The stations DataFrame contains information about each weather station in the NYC area, including its id (unique identifier of the weather station), name (the name of the weather station, including its lo), latitude, longitude, and elevation.

stations = pd.read_csv('https://bcdanl.github.io/data/weather_stations.csv')

Write code to perform the following tasks:
- Identify the names of the top 10 weather stations with the highest number of days with precipitation in each year.
  - Determine how many days recorded measurable precipitation at the highest-ranked weather station each year.
- For each of the top 10 weather stations in each year, generate a summary of descriptive statistics for precipitation values.

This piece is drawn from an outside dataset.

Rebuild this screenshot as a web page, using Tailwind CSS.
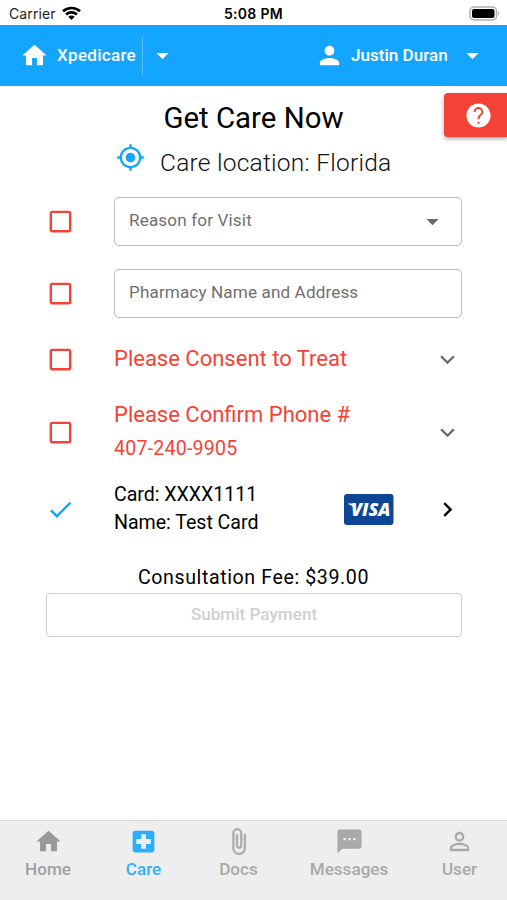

Click to Check the Answer!

prcp_sorted = (
       weather
       .query('type == "PRCP"')
       .query('weather_value > 0') 
       .groupby(['year', 'id'])['type']
       .size()
       .reset_index(name = "n_days")
       .merge(stations,
              on = 'id',
              how='left')
       .sort_values('n_days', ascending = False)
       .reset_index(drop=True)
       )
       
top10stations = (
    prcp_sorted
    .groupby('year')
    .apply(lambda df: df.nlargest(10, 'n_days', keep = 'all')['id'])
    .reset_index()
)


top10prcp_summary = (
    weather[weather['id'].isin(top10stations['id'])]
    .query('type == "PRCP"')
    .groupby(['id','year'])['weather_value']
    .describe()
    )